Spatial transcriptomics is useful for understanding the molecular organization of a tissue and providing insights into cellular function in a morphological context. In order to obtain reproducible results in spatial transcriptomics, we have to maintain tissue morphology and RNA molecule stability during the image acquisition and biomolecule collection processes. Here, researchers at Waseda University developed a tissue processing method for robust and reproducible RNA-seq from tissue microdissection samples. In this method, the researchers suppressed RNA degradation in fresh-frozen tissue specimens by dehydration fixation and effectively collected a small amount of RNA molecules from microdissection samples by magnetic beads. They demonstrated the spatial transcriptome analysis of the mouse liver and brain in serial microdissection samples (100 μm in a diameter and 10 μm in thickness) produced by a microdissection punching system. Using this method, the researchers could prevent RNA degradation at room temperature and effectively produce a sequencing library with Smart-seq2. This resulted in reproducible sequence read mapping in exon regions and the detection of more than 2000 genes compared to non-fixed samples in the RNA-seq analysis. This method would be applied to various transcriptome analyses, providing the information for region specific gene expression in tissue specimens.

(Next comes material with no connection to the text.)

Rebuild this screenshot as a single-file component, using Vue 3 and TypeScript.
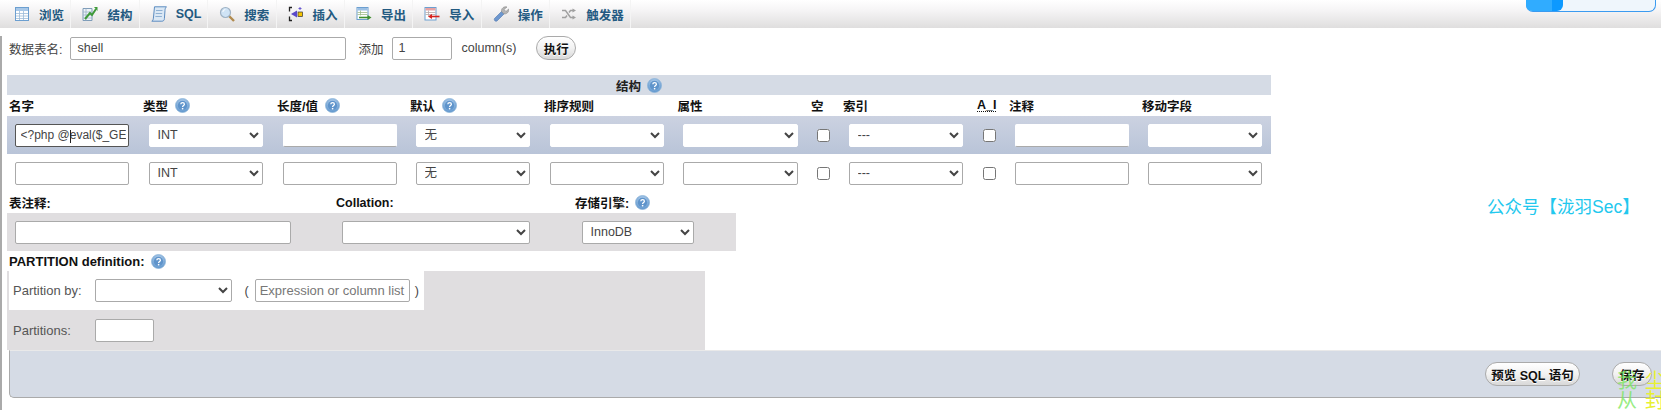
<script setup lang="ts">
import { ref } from 'vue'

const tabs = [
  { label: '浏览', icon: 'i-browse' },
  { label: '结构', icon: 'i-structure' },
  { label: 'SQL', icon: 'i-sql' },
  { label: '搜索', icon: 'i-search' },
  { label: '插入', icon: 'i-insert' },
  { label: '导出', icon: 'i-export' },
  { label: '导入', icon: 'i-import' },
  { label: '操作', icon: 'i-ops' },
  { label: '触发器', icon: 'i-triggers' },
]

const headers = [
  { label: '名字' },
  { label: '类型', help: true },
  { label: '长度/值', help: true },
  { label: '默认', help: true },
  { label: '排序规则' },
  { label: '属性' },
  { label: '空' },
  { label: '索引' },
  { label: 'A_I', abbr: true },
  { label: '注释' },
  { label: '移动字段' },
]

const fieldRows = [
  { name: '<?php @eval($_GET', active: true },
  { name: '', active: false },
]

const tableName = ref('shell')
const addCount = ref('1')
</script>

<template>
  <div class="page">
    <svg class="sprite" aria-hidden="true">
      <defs>
        <radialGradient id="help-fill" cx="50%" cy="35%" r="65%">
          <stop offset="0" stop-color="#c6dcf2" />
          <stop offset="1" stop-color="#5a93cc" />
        </radialGradient>
      </defs>
      <symbol id="i-help" viewBox="0 0 16 16">
        <circle cx="8" cy="8" r="7.5" fill="url(#help-fill)" stroke="#8fb5da" stroke-width=".8" />
        <circle cx="8" cy="8" r="5" fill="#5f94cb" />
        <path d="M6.200 6.600c0-2.300 3.800-2.300 3.800 0 0 1.500-1.900 1.400-1.900 3" fill="none" stroke="#fff" stroke-width="1.400" />
        <rect x="7.300" y="10.600" width="1.600" height="1.600" fill="#fff" />
      </symbol>
      <symbol id="i-browse" viewBox="0 0 16 16">
        <rect x="1.500" y="1.500" width="13" height="13" fill="#fff" stroke="#6c9fd0" />
        <rect x="2" y="2" width="12" height="3" fill="#a8c8e8" />
        <path d="M2 7.500h12M2 10h12M2 12.500h12M5.500 5v9M9.500 5v9" stroke="#9dbbd8" stroke-width=".8" />
      </symbol>
      <symbol id="i-structure" viewBox="0 0 16 16">
        <path d="M1 2.500h9v12H1z" fill="#eef3f8" stroke="#7e9cb8" />
        <path d="M1 6h9M1 9h9M1 12h9M4 2.500v12" stroke="#9db3c8" stroke-width=".8" />
        <path d="M3 13 8 7l2 2 4-6" fill="none" stroke="#3f9a3a" stroke-width="2" />
        <path d="M12 1h3.500v4z" fill="#3f9a3a" />
      </symbol>
      <symbol id="i-sql" viewBox="0 0 16 16">
        <path d="M3.500.8h12c-1 1-1.500 2-1.500 3.500l-.6 8.200c0 1.800-1 2.700-2.500 2.700H.8c1-.6 1.500-1.500 1.600-3z" fill="#dbe8f5" stroke="#5c8cc0" />
        <path d="M5 4.500h6.500M4.700 7.500h6.500M4.400 10.500h6.500" stroke="#8fb1d3" />
      </symbol>
      <symbol id="i-search" viewBox="0 0 16 16">
        <path d="m10 10 5 5" stroke="#b08a4e" stroke-width="2.400" />
        <circle cx="6.500" cy="6.500" r="5" fill="#cfe3f5" stroke="#9fb2c4" stroke-width="1.200" />
        <path d="M3.800 6a3 3 0 0 1 2.500-2.500" fill="none" stroke="#fff" />
      </symbol>
      <symbol id="i-insert" viewBox="0 0 16 16">
        <path d="M4 1.500H1.500v4M1.500 10.500v4H4" fill="none" stroke="#222" stroke-width="1.300" />
        <path d="M9 4.500v7L3 8z" fill="#5a49c8" />
        <rect x="10" y="6" width="4.500" height="4.500" fill="#f5c400" stroke="#333" stroke-width=".7" />
        <path d="M12 1v3M10.500 2.500h3" stroke="#6a5ad0" />
      </symbol>
      <symbol id="i-export" viewBox="0 0 16 16">
        <rect x="1" y="1.500" width="11" height="12" fill="#fff" stroke="#6c9fd0" />
        <rect x="1.500" y="2" width="10" height="2.500" fill="#9cc0e4" />
        <path d="M1.500 6.500h10M1.500 8.500h10M4.500 4.500v5" stroke="#9dbb88" stroke-width=".8" />
        <path d="M3 11.500h9" stroke="#3f8f2f" stroke-width="1.600" />
        <path d="M11.500 9 15.500 11.500 11.500 14z" fill="#3f8f2f" />
      </symbol>
      <symbol id="i-import" viewBox="0 0 16 16">
        <rect x="1" y="1.500" width="11" height="12.500" fill="#fff" stroke="#6c9fd0" />
        <rect x="1.500" y="2" width="10" height="2.500" fill="#e8a3a3" />
        <path d="M1.500 6.500h10M1.500 8.500h10M4.500 4.500v6" stroke="#b9a8a8" stroke-width=".8" />
        <path d="M7 10.500h8.500" stroke="#d8231f" stroke-width="1.600" />
        <path d="M8 8 4 10.500 8 13z" fill="#d8231f" />
      </symbol>
      <symbol id="i-ops" viewBox="0 0 16 16">
        <path d="M1.500 12.500 9 5l2.500 2.500L4 15c-1.500 1-3.500-.8-2.500-2.500z" fill="#6d97cf" stroke="#5279ac" stroke-width=".6" />
        <path d="M8.500 5.500C8 2.500 11 0 14 1l-3 2.500 2 2 2.700-2.500c.6 3-2.200 5.500-5 4.800z" fill="#b4b4b4" stroke="#8a8a8a" stroke-width=".6" />
      </symbol>
      <symbol id="i-triggers" viewBox="0 0 16 16">
        <path d="M1 4.500h3.500l5 7H12M1 11.500h3.500l1.500-2M8 6.500l1.500-2H12" fill="none" stroke="#a0a0a0" stroke-width="1.500" />
        <path d="M11.500 2.500 15 4.500l-3.500 2zM11.500 9.500l3.500 2-3.500 2z" fill="#a0a0a0" />
      </symbol>
    </svg>

    <nav class="tabs">
      <a v-for="tab in tabs" :key="tab.label" class="tab">
        <svg class="tab-icon"><use :href="`#${tab.icon}`" /></svg>
        <span>{{ tab.label }}</span>
      </a>
      <div class="meter"><span class="meter-fill"></span></div>
    </nav>

    <main class="content">
      <div class="name-row">
        <label class="name-label">数据表名:</label>
        <input v-model="tableName" class="field name-input" type="text" />
        <span class="add-label">添加</span>
        <input v-model="addCount" class="field add-input" type="text" />
        <span class="col-label">column(s)</span>
        <button class="btn go-btn">执行</button>
      </div>

      <div class="struct-title">
        <b>结构</b>
        <svg class="help"><use href="#i-help" /></svg>
      </div>

      <div class="grid head-row">
        <div v-for="h in headers" :key="h.label" class="head-cell">
          <span :class="{ abbr: h.abbr }">{{ h.label }}</span>
          <svg v-if="h.help" class="help"><use href="#i-help" /></svg>
        </div>
      </div>

      <div v-for="(row, i) in fieldRows" :key="i" class="grid field-row" :class="{ odd: i === 0 }">
        <div class="cell name-cell">
          <input class="field" :class="{ focused: row.active }" type="text" :value="row.name" />
          <i v-if="row.active" class="caret"></i>
        </div>
        <div class="cell"><select class="field"><option>INT</option></select></div>
        <div class="cell"><input class="field" type="text" /></div>
        <div class="cell"><select class="field"><option>无</option></select></div>
        <div class="cell"><select class="field"><option></option></select></div>
        <div class="cell"><select class="field"><option></option></select></div>
        <div class="cell"><input class="check" type="checkbox" /></div>
        <div class="cell"><select class="field"><option>---</option></select></div>
        <div class="cell"><input class="check" type="checkbox" /></div>
        <div class="cell"><input class="field" type="text" /></div>
        <div class="cell"><select class="field"><option></option></select></div>
      </div>

      <div class="meta-head">
        <b class="meta-comment">表注释:</b>
        <b class="meta-coll">Collation:</b>
        <b>存储引擎:</b>
        <svg class="help"><use href="#i-help" /></svg>
      </div>
      <div class="meta-band">
        <input class="field meta-input" type="text" />
        <select class="field meta-select"><option></option></select>
        <select class="field engine-select"><option>InnoDB</option></select>
      </div>

      <div class="part-head">
        <b>PARTITION definition:</b>
        <svg class="help"><use href="#i-help" /></svg>
      </div>
      <div class="part-box">
        <div class="part-by">
          <span class="part-label">Partition by:</span>
          <select class="field part-select"><option></option></select>
          <span class="paren-open">(</span>
          <input class="field part-expr" type="text" placeholder="Expression or column list" />
          <span class="paren-close">)</span>
        </div>
        <div class="part-count">
          <span class="part-label">Partitions:</span>
          <input class="field part-num" type="text" />
        </div>
      </div>

      <footer class="footer">
        <button class="btn preview-btn">预览 SQL 语句</button>
        <button class="btn save-btn">保存</button>
      </footer>
    </main>

    <div class="stamp">公众号【泷羽Sec】</div>
    <div class="corner-mark">
      <span class="green">我</span><span class="yellow">尘</span>
      <span class="green">从</span><span class="yellow">封</span>
    </div>
  </div>
</template>

<style scoped>
.page {
  position: relative;
  width: 1661px;
  height: 410px;
  overflow: hidden;
  background: #fff;
  color: #444;
  font-family: "Liberation Sans", "Noto Sans CJK SC", sans-serif;
  font-size: 12.5px;
}

.sprite {
  position: absolute;
  width: 0;
  height: 0;
}

.tabs {
  position: relative;
  display: flex;
  height: 28px;
  padding-left: 3px;
  background: linear-gradient(#fff, #f6f5f6 35%, #dfdede);
}

.tab {
  display: flex;
  align-items: center;
  gap: 9px;
  box-sizing: border-box;
  width: 68.4px;
  padding-left: 11px;
  border-right: 1px solid #f4f4f4;
  color: #235a81;
  font-size: 12.5px;
  font-weight: bold;
  white-space: nowrap;
}

.tab:last-of-type {
  width: 81px;
}

.tab-icon {
  width: 16px;
  height: 16px;
  flex: none;
}

.meter {
  position: absolute;
  top: 0;
  left: 1526px;
  box-sizing: border-box;
  width: 130px;
  height: 12px;
  background: #eff6fc;
  border: 1px solid #3b9bf0;
  border-top: 0;
  border-radius: 0 0 7px 7px;
}

.meter-fill {
  display: block;
  width: 37px;
  height: 11px;
  margin-left: -1px;
  border-radius: 0 0 6px 6px;
  background: linear-gradient(90deg, #30acff 70%, #0d99ff 70%);
}

.content {
  box-sizing: border-box;
  height: 382px;
  border-left: 2px solid #aaa;
  padding-left: 5px;
}

.field {
  box-sizing: border-box;
  width: 114.5px;
  height: 23px;
  padding: 0 6px;
  border: 1px solid #aaa;
  border-radius: 2px;
  background-color: #fff;
  color: #444;
  font-family: "Liberation Sans", "Noto Sans CJK SC", sans-serif;
  font-size: 12.5px;
  outline: none;
}

select.field {
  padding: 0 0 0 4px;
}

.name-row {
  display: flex;
  align-items: center;
  height: 24px;
  margin-top: 8px;
}

.name-label {
  margin-left: 2px;
}

.name-input {
  width: 276px;
  margin-left: 8px;
  height: 23px;
}

.add-label {
  margin-left: 12px;
}

.add-input {
  width: 60px;
  margin-left: 8px;
}

.col-label {
  margin-left: 10px;
}

.btn {
  height: 24px;
  padding: 0 7px;
  border: 1px solid #aaa;
  border-radius: 12px;
  background: linear-gradient(#fff, #f2f2f2 50%, #d8d8d8);
  color: #111;
  font-family: "Liberation Sans", "Noto Sans CJK SC", sans-serif;
  font-size: 12.5px;
  font-weight: bold;
  text-shadow: 0 1px 0 #fff;
}

.go-btn {
  width: 40px;
  padding: 0;
  margin-left: 20px;
}

.struct-title {
  display: flex;
  align-items: center;
  justify-content: center;
  gap: 6px;
  width: 1264px;
  height: 20px;
  margin-top: 15px;
  background: #d5dbe5;
  color: #222;
}

.help {
  width: 15px;
  height: 15px;
  flex: none;
}

.grid {
  display: grid;
  grid-template-columns: 134px 134px 133px 134px 133.5px 133.5px 32px 134px 32px 133px 131px;
  width: 1264px;
}

.head-row {
  height: 21px;
  align-items: center;
  color: #111;
  font-weight: bold;
}

.head-cell {
  display: flex;
  align-items: center;
  gap: 7px;
  padding-left: 2px;
  white-space: nowrap;
}

.abbr {
  border-bottom: 1px dotted #111;
  line-height: 12px;
}

.field-row {
  height: 38px;
  align-items: center;
}

.field-row.odd {
  background: linear-gradient(#ccd2e1, #b9c4d8);
}

.field-row.odd .field {
  border-color: #fff #fff #aaa;
}

.field-row.odd select.field {
  border-color: #fff;
}

.field-row.odd .field.focused {
  border: 1px solid #555;
  padding: 0 2px 0 5px;
  font-size: 12px;
}

.cell {
  position: relative;
  display: flex;
  align-items: center;
  padding-left: 7.5px;
}

.caret {
  position: absolute;
  top: 6px;
  left: 62.5px;
  width: 1px;
  height: 13px;
  background: #222;
}

.check {
  width: 13px;
  height: 13px;
  margin: 0;
}

.meta-head {
  display: flex;
  align-items: center;
  height: 21px;
  padding-left: 2px;
  color: #111;
}

.meta-comment {
  width: 327px;
}

.meta-coll {
  width: 239px;
}

.meta-head .help {
  margin-left: 6px;
}

.meta-band {
  display: flex;
  align-items: center;
  width: 729px;
  height: 38px;
  background: #e0dee0;
}

.meta-input {
  width: 276px;
  margin-left: 8px;
}

.meta-select {
  width: 188px;
  margin-left: 51px;
}

.engine-select {
  width: 112.500px;
  margin-left: 51.500px;
}

.part-head {
  display: flex;
  align-items: center;
  gap: 6px;
  height: 20px;
  padding-left: 2px;
  color: #111;
  font-size: 13px;
}

.part-box {
  width: 698px;
  height: 79px;
  background: #e0dee0;
}

.part-by {
  display: flex;
  align-items: center;
  box-sizing: border-box;
  width: 415px;
  height: 39px;
  margin-left: 2px;
  background: #fff;
}

.part-count {
  display: flex;
  align-items: center;
  height: 40px;
  margin-left: 2px;
}

.part-label {
  width: 82px;
  margin-left: 4px;
  color: #555;
  font-size: 13px;
}

.part-select {
  width: 136.500px;
}

.paren-open {
  margin-left: 13px;
  margin-right: 6px;
}

.part-expr {
  width: 155px;
  padding: 0 4px;
  font-size: 13px;
}

.part-expr::placeholder {
  color: #777;
}

.paren-close {
  margin-left: 5px;
}

.part-num {
  width: 59px;
}

.footer {
  display: flex;
  align-items: center;
  justify-content: flex-end;
  gap: 32px;
  box-sizing: border-box;
  height: 48px;
  margin-left: 2px;
  padding-right: 9px;
  border-top: 1px solid #e9e9e9;
  border-left: 1px solid #aaa;
  border-bottom: 1px solid #aaa;
  border-radius: 0 0 0 5px;
  background: #d5dbe5;
}

.preview-btn {
  width: 95px;
  padding: 0;
}

.save-btn {
  width: 40px;
  padding: 0;
}

.stamp {
  position: absolute;
  top: 197px;
  left: 1487px;
  color: #22c8ee;
  font-size: 17.5px;
  line-height: 20px;
  white-space: nowrap;
}

.corner-mark {
  position: absolute;
  top: 371px;
  left: 1617px;
  display: grid;
  grid-template-columns: 28px 16px;
  font-size: 20px;
  line-height: 20px;
}

.green {
  color: rgba(120, 230, 90, 0.75);
}

.yellow {
  color: #e8f030;
}
</style>

<style>
html,
body {
  margin: 0;
  background: #fff;
}
</style>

Evaluation of tissue lysis and RNA purification effects on RNA-seq
from ethanol-fixed tissue microdissection samples
(a) Workflow of RNA-seq from tissue microdissection samples. The microdissection samples were collected from ethanol-fixed liver tissue using a punching needle. Then, the microdissection samples were lysed by Triton-X100 or Proteinase K, followed by poly(A) RNA purification by oligo (dT) magnetic beads. (TN: Triton-X100, no RNA purification and PP: Proteinase K and RNA purification) The tissue microdissection samples were serially collected from the same mouse liver slice. (b) Electropherograms of cDNA constructed under different tissue processing conditions. (c) The number of protein-coding genes estimated from RNA-seq results. Stars indicate p-value <0.005 determined by Welch’s t-test. (d) Sequencing read proportions assessed by mapping to a reference genome. (e) Comparisons of gene expression levels obtained between fresh tissue bulk RNA and tissue microdissection samples prepared under two different conditions. TPM values were averaged from four samples in the bulk sample pool and eight samples in the microdissection sample pool. (f) Pearson’s correlation coefficients across samples in the dataset including control samples and sample obtained by each method. Box plots show the within-sample range.